The Spring provides an abundance of food for a trout’s diet.  Bugs and insects are returning to the waters and the weather is warming up a bit.  This is when the trout will start eating the flies that land on the water.  It is fly hatch season in the Spring, so oodles and kaboodles of flies will congregate in the same area on the river.  Trout will start moving to these areas, because that’s where the food source is.  Spring marks the time when the trout’s diet starts to broaden again.

Best flies to catch trout in the Spring with

If I’m fishing for trout in the Spring, I will typically match the diet of the fish by bringing at least some Parachute Adams flies, Elk Hair Caddis flies and Pale Morning Dun flies.  I also bring some more dry flies, but those are my three go-to’s in the Spring.


Trout in the summertime again, have an abundant diet.  Trout will still eat insects, bugs, minnows crawfish.  A lot of fly fishermen put away the dry flies after the hatch season is over and start using nymphs and streamers, but this is not a must.  In fact, in my opinion, it’s a wasted opportunity to stop using dry flies in past the Spring season.

What flies to use in the Summer

In saying that however, I surely do not go to the river without streamers or nymphs.  For me personally, a couple flies that work well are, Pheasant Tail Nymphs, Parachute Adams flies and an occasional Morrish Mouse.

*sidenote on the Morrish Mouse, it can be a sneaky little curve ball for the trout and when the other flies aren’t hitting, I throw this puppy on there and usually get a bit of success!

This is obviously going to depend on the location of where I’m fly fishing, but those are just three flies that work for me while trout fishing in the summertime.


There are a couple days in the fall that are very, very hot days for fly fishing.  Flies seem to all hit the water at the same time for breeding and mating seasons.  A lot of insects are going to be infesting the waters, which is the perfect time to throw to get on the water and catch fish.  Trout will be swarming to the areas of bugs.

These few days are called the “fall”.  Compared to the “hatch” in the Spring.

As stated by Orvis, “the fall, rivals the Spring hatch”.  Basically saying that if you can get out onto the river in Septemberish and find a “fall”, the trout are going to be feeding in these areas like crazy.  Bugs are all over the water, but there are only a couple days of this so you must be ready.

In the other colder days of Fall, use darker flies.  Fish are starting to move and the food supply is changing.  Don’t get to crazy with your flies, but start using flies that are replicating a minnow or crawfish.  If you are striking out with those, go back to flies that look like bugs.  It’s not going to hurt you to try, even though it’s usually not the most productive.

Related: 5 Rainbow Trout Flies That Are Going To Catch More Fish

What flies to use in the Fall

A couple popular flies in the Fall are, the Gold Ribbed Hare’s Ear, Elk Hair Caddis and the Wooly Bugger.  The first two especially during the “fall”, the last one when the water is starting to get cooler.  Although, it can be used during those few hot days too.
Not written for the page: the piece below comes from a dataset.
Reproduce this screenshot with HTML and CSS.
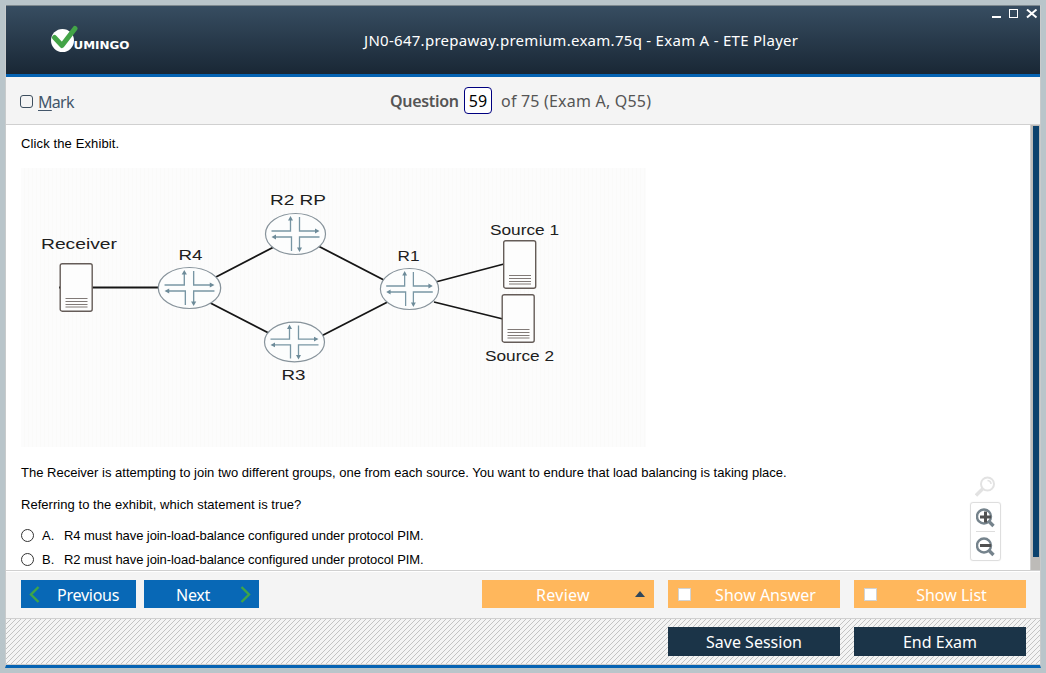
FILE: index.html
```html
<!DOCTYPE html>
<html lang="en">
<head>
<meta charset="utf-8">
<title>ETE Player</title>
<link rel="stylesheet" href="styles.css">
</head>
<body>
<svg class="defs" width="0" height="0" aria-hidden="true">
  <defs>
    <g id="router">
      <ellipse rx="30" ry="20.5" fill="#fcfdfd" stroke="#87939b" stroke-width="1.2"/>
      <g fill="none" stroke="#7896a4" stroke-width="1.3">
        <path d="M-24-3H-5V-15M4-17V-3H21M24 3H4V14M-4 17V3H-21"/>
      </g>
      <path d="M-5-18l-2.500 4.500h5zM24-3l-4.500-2.500v5zM4 18l-2.500-4.500h5zM-24 3l4.500-2.500v5z" fill="#6d8b99"/>
    </g>
    <g id="server">
      <rect x=".7" y=".7" width="32" height="47.500" rx="2" fill="#fdfdfd" stroke="#655c58" stroke-width="1.4"/>
      <path d="M6 35.500h22M6 38.500h22M6 41.500h22M6 44h22" stroke="#817a77" stroke-width="1"/>
    </g>
  </defs>
</svg>
<div class="window">
  <header class="titlebar">
    <svg class="logo" width="82" height="30" viewBox="0 0 82 30">
      <circle cx="12.500" cy="15.500" r="11.500" fill="#fff"/>
      <path d="M4.500 12.500L12 20.500L25 3.500" fill="none" stroke="#43a447" stroke-width="5" stroke-linecap="round" stroke-linejoin="round"/>
      <text class="logo-text" x="23.500" y="24" textLength="56" lengthAdjust="spacingAndGlyphs">UMINGO</text>
    </svg>
    <h1 class="title">JN0-647.prepaway.premium.exam.75q - Exam A - ETE Player</h1>
    <svg class="controls" width="46" height="11" viewBox="0 0 46 11" fill="none" stroke="#fff">
      <path d="M0 8H9" stroke-width="2"/>
      <rect x="17.500" y=".5" width="8" height="8"/>
      <path d="M35 .5L44.500 8.500M44.500 .5L35 8.500" stroke-width="2"/>
    </svg>
  </header>
  <section class="question-bar">
    <label class="mark"><span class="mark-box"></span><span class="mark-text"><u>M</u>ark</span></label>
    <div class="counter"><b class="counter-label">Question</b><span class="number">59</span><span class="total">of 75 (Exam A, Q55)</span></div>
  </section>
  <main class="content">
    <div class="document">
      <p class="line intro">Click the Exhibit.</p>
      <svg class="exhibit" width="625" height="279" viewBox="21 168 625 279">
        <defs>
          <pattern id="paper" width="4" height="8" patternUnits="userSpaceOnUse">
            <rect width="4" height="8" fill="#fcfcfc"/><path d="M.5 0V8" stroke="#fafaf9"/>
          </pattern>
        </defs>
        <rect x="21" y="168" width="625" height="279" fill="url(#paper)"/>
        <path d="M59 287.500H160M189 291L295 236M295 234L409 293M294 350L409 291M189 292L294 346M409 289L504 264M409 295M434 302L503 319" fill="none" stroke="#161616" stroke-width="1.800"/>
        <use href="#server" x="59.500" y="263"/>
        <use href="#server" x="503" y="240"/>
        <use href="#server" x="501.500" y="294"/>
        <use href="#router" transform="translate(189.500 288) scale(1.040 1)"/>
        <use href="#router" x="295.500" y="234"/>
        <use href="#router" transform="translate(409.500 289) scale(.970 1)"/>
        <use href="#router" transform="translate(294.500 342) scale(1 .970)"/>
        <g class="node-text">
          <text x="41" y="249" textLength="76" lengthAdjust="spacingAndGlyphs">Receiver</text>
          <text x="178.500" y="260" textLength="24" lengthAdjust="spacingAndGlyphs">R4</text>
          <text x="270" y="205" textLength="56" lengthAdjust="spacingAndGlyphs">R2 RP</text>
          <text x="397.500" y="261" textLength="22" lengthAdjust="spacingAndGlyphs">R1</text>
          <text x="281.500" y="380" textLength="24" lengthAdjust="spacingAndGlyphs">R3</text>
          <text x="490" y="235" textLength="69" lengthAdjust="spacingAndGlyphs">Source 1</text>
          <text x="485" y="361" textLength="69" lengthAdjust="spacingAndGlyphs">Source 2</text>
        </g>
      </svg>
      <p class="line setup">The Receiver is attempting to join two different groups, one from each source. You want to endure that load balancing is taking place.</p>
      <p class="line ask">Referring to the exhibit, which statement is true?</p>
      <div class="answer"><span class="radio"></span><span class="letter">A.</span><span class="line choice">R4 must have join-load-balance configured under protocol PIM.</span></div>
      <div class="answer"><span class="radio"></span><span class="letter">B.</span><span class="line choice">R2 must have join-load-balance configured under protocol PIM.</span></div>
    </div>
    <div class="scrollbar"><div class="thumb"></div></div>
    <div class="zoom">
      <svg width="20" height="21" viewBox="0 0 20 21" fill="none" stroke="#e2e2e2">
        <circle cx="12.500" cy="8" r="6.500" stroke-width="2"/><path d="M8 12.500L1 19.500" stroke-width="3.400"/><path d="M12.500 4.500Q16 5 16 8" stroke-width="1.500"/>
      </svg>
      <div class="zoom-panel">
        <svg width="20" height="20" viewBox="0 0 20 20" fill="none"><circle cx="8" cy="8.500" r="7" stroke="#75838c" stroke-width="2.400"/><path d="M12.500 13L17.500 18" stroke="#75838c" stroke-width="3.400"/><path d="M4 9H15M9.500 3.500V14.500" stroke="#505050" stroke-width="3"/></svg>
        <hr class="zoom-rule">
        <svg width="20" height="20" viewBox="0 0 20 20" fill="none"><circle cx="8" cy="8.500" r="7" stroke="#75838c" stroke-width="2.400"/><path d="M12.500 13L17.500 18" stroke="#75838c" stroke-width="3.400"/><path d="M4 8.500H15" stroke="#505050" stroke-width="3"/></svg>
      </div>
    </div>
  </main>
  <footer class="actions">
    <button class="btn nav prev"><svg width="11" height="17" viewBox="0 0 11 17"><path d="M9.500 1L2 8.500L9.500 16" fill="none" stroke="#3fa548" stroke-width="2.400"/></svg><span class="fit">Previous</span></button>
    <button class="btn nav next"><span class="fit">Next</span><svg width="11" height="17" viewBox="0 0 11 17"><path d="M1.500 1L9 8.500L1.500 16" fill="none" stroke="#3fa548" stroke-width="2.400"/></svg></button>
    <span class="spacer"></span>
    <button class="btn option review"><span class="fit">Review</span><span class="arrow"></span></button>
    <button class="btn option check"><span class="box"></span><span class="fit">Show Answer</span></button>
    <button class="btn option check"><span class="box"></span><span class="fit">Show List</span></button>
  </footer>
  <footer class="session">
    <svg class="hatch" width="1034" height="45" aria-hidden="true">
      <defs><pattern id="diagonal" width="5" height="5" patternUnits="userSpaceOnUse"><path d="M-1 6L6-1M-1 1L1-1M4 6L6 4" stroke="#bdbdbd" stroke-width=".9"/></pattern></defs>
      <rect width="1034" height="45" fill="url(#diagonal)"/>
    </svg>
    <div class="session-buttons">
      <button class="btn dark">Save Session</button>
      <button class="btn dark">End Exam</button>
    </div>
  </footer>
</div>
</body>
</html>
```
FILE: styles.css
```css
* { box-sizing: border-box; }
body { margin: 0; width: 1046px; height: 673px; padding: 5px; background: #b9c5ca; overflow: hidden; font-family: "Noto Sans", sans-serif; }
.defs { position: absolute; }
.window { width: 1036px; height: 663px; display: flex; flex-direction: column; border-left: 1px solid #c8cbcc; border-right: 1px solid #c8cbcc; border-bottom: 3px solid #0563b3; background: #fff; }
.titlebar { height: 72px; flex: none; display: flex; border-top: 1px solid #7e898f; border-bottom: 3px solid #0563b3; background: linear-gradient(#374d61, #192735); }
.logo { flex: none; margin: 19px 0 0 44px; }
.logo-text { font: bold 11px "DejaVu Sans", sans-serif; fill: #fff; }
.title { flex: 1; margin: 23px 0 0 232px; color: #fff; font-size: 15px; letter-spacing: .28px; line-height: 22px; font-weight: 400; white-space: nowrap; }
.controls { flex: none; margin: 3px 2px 0 0; }
.question-bar { height: 48px; flex: none; background: #f4f4f4; border-bottom: 1px solid #d0d0d0; display: flex; color: #525a60; }
.mark { display: flex; gap: 5px; width: 370px; padding: 15px 0 0 14px; font-size: 16px; line-height: 21px; color: #43566a; }
.mark-box { width: 13px; height: 13px; margin-top: 3px; border: 1px solid #3d4e5e; border-radius: 3px; }
.mark-text { letter-spacing: -.7px; }
.mark-text u { text-underline-offset: 2px; text-decoration-thickness: 1px; }
.counter { display: flex; padding: 10px 0 0 14px; font-size: 16px; line-height: 28px; color: #555; white-space: nowrap; }
.counter-label { font-weight: 600; width: 74px; letter-spacing: -.3px; }
.number { width: 28px; height: 27px; line-height: 27px; text-align: center; color: #000; background: #fff; border: 1px solid #000080; border-radius: 4px; }
.total { margin-left: 9px; letter-spacing: .2px; }
.content { height: 446px; flex: none; display: flex; position: relative; border-bottom: 1px solid #d0d0d0; overflow: hidden; }
.document { width: 1024px; flex: none; padding: 11px 0 0 15px; color: #000; font: 13px/16px "Liberation Sans", Arial, sans-serif; }
.line { margin: 0; white-space: nowrap; }
.intro { letter-spacing: .12px; }
.exhibit { display: block; margin-top: 16px; }
.node-text { font: 14px "Liberation Sans", sans-serif; fill: #202020; }
.setup { margin-top: 18px; letter-spacing: .01px; }
.ask { margin-top: 16px; letter-spacing: .04px; }
.choice { letter-spacing: -.075px; }
.answer { display: flex; height: 24px; align-items: center; }
.ask + .answer { margin-top: 11px; }
.radio { width: 13px; height: 13px; margin-bottom: 2px; border: 1px solid #333; border-radius: 50%; }
.letter { width: 22px; margin-left: 8px; }
.scrollbar { width: 10px; flex: none; background: #bdbbb8; border-left: 1px solid #d0d0d0; padding: 1px 0 0 2px; }
.thumb { width: 6px; height: 431px; background: #0c426d; }
.zoom { position: absolute; left: 964px; top: 351px; width: 31px; display: flex; flex-direction: column; align-items: center; }
.zoom > svg { margin-right: 2px; }
.zoom-panel { width: 31px; height: 59px; margin-top: 5px; padding: 5px; border: 1px solid #dedede; border-radius: 3px; box-shadow: 0 0 1px #ddd; }
.zoom-panel svg { display: block; }
.zoom-rule { border: 0; height: 1px; margin: 3px 0 5px; background: #ddd; }
.btn { border: 0; padding: 0; color: #fff; font: 16px/28px "Noto Sans", sans-serif; white-space: nowrap; }
.actions { height: 48px; flex: none; display: flex; align-items: flex-start; padding: 8px 14px 0 15px; background: #f4f4f4; border-top: 1px solid #fff; border-bottom: 1px solid #d0d0d0; }
.actions .fit { padding-top: 1px; }
.nav { width: 115px; height: 28px; display: flex; align-items: center; background: #0868b6; }
.prev { padding-left: 8px; gap: 17px; }
.prev .fit { letter-spacing: -.25px; }
.next { margin-left: 8px; padding: 0 8px 0 32px; justify-content: space-between; }
.next .fit { letter-spacing: -.25px; }
.spacer { flex: 1; }
.option { width: 172px; height: 28px; margin-left: 14px; background: #ffb75c; display: flex; align-items: center; }
.review { padding: 0 9px 0 54px; justify-content: space-between; }
.review .fit { letter-spacing: .3px; }
.arrow { border-left: 5px solid transparent; border-right: 5px solid transparent; border-bottom: 6px solid #2f465b; }
.check { padding-left: 10px; }
.check .fit { flex: 1; text-align: center; }
.box { width: 13px; height: 13px; border: 1px solid #d2d2d2; background: #fff; }
.session { flex: 1; position: relative; background: #f4f4f4; border-bottom: 1px solid #ccc; }
.hatch { position: absolute; left: 0; top: 0; }
.session-buttons { position: relative; display: flex; justify-content: flex-end; gap: 14px; padding: 8px 14px 0; }
.dark { width: 172px; height: 29px; background: #1b3448; }
```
A trout’s diet varies greatly

Fly fishing in different areas and seasons are going to produce different results.  The biggest thing that you can do for yourself is get out on the water some more.  Join Facebook groups and ask around.  Fish eat what they want to eat and if you are not presenting to them what they are hungry for, they aren’t going to eat it.

That is why fly fishermen typically have quite a few flies.  There’s gotta be a fly for that one situation!  Bottom line, trout eat a lot of food.  Get out there and see if you can’t entice them to try your’s!  Good luck my friend and tight lines!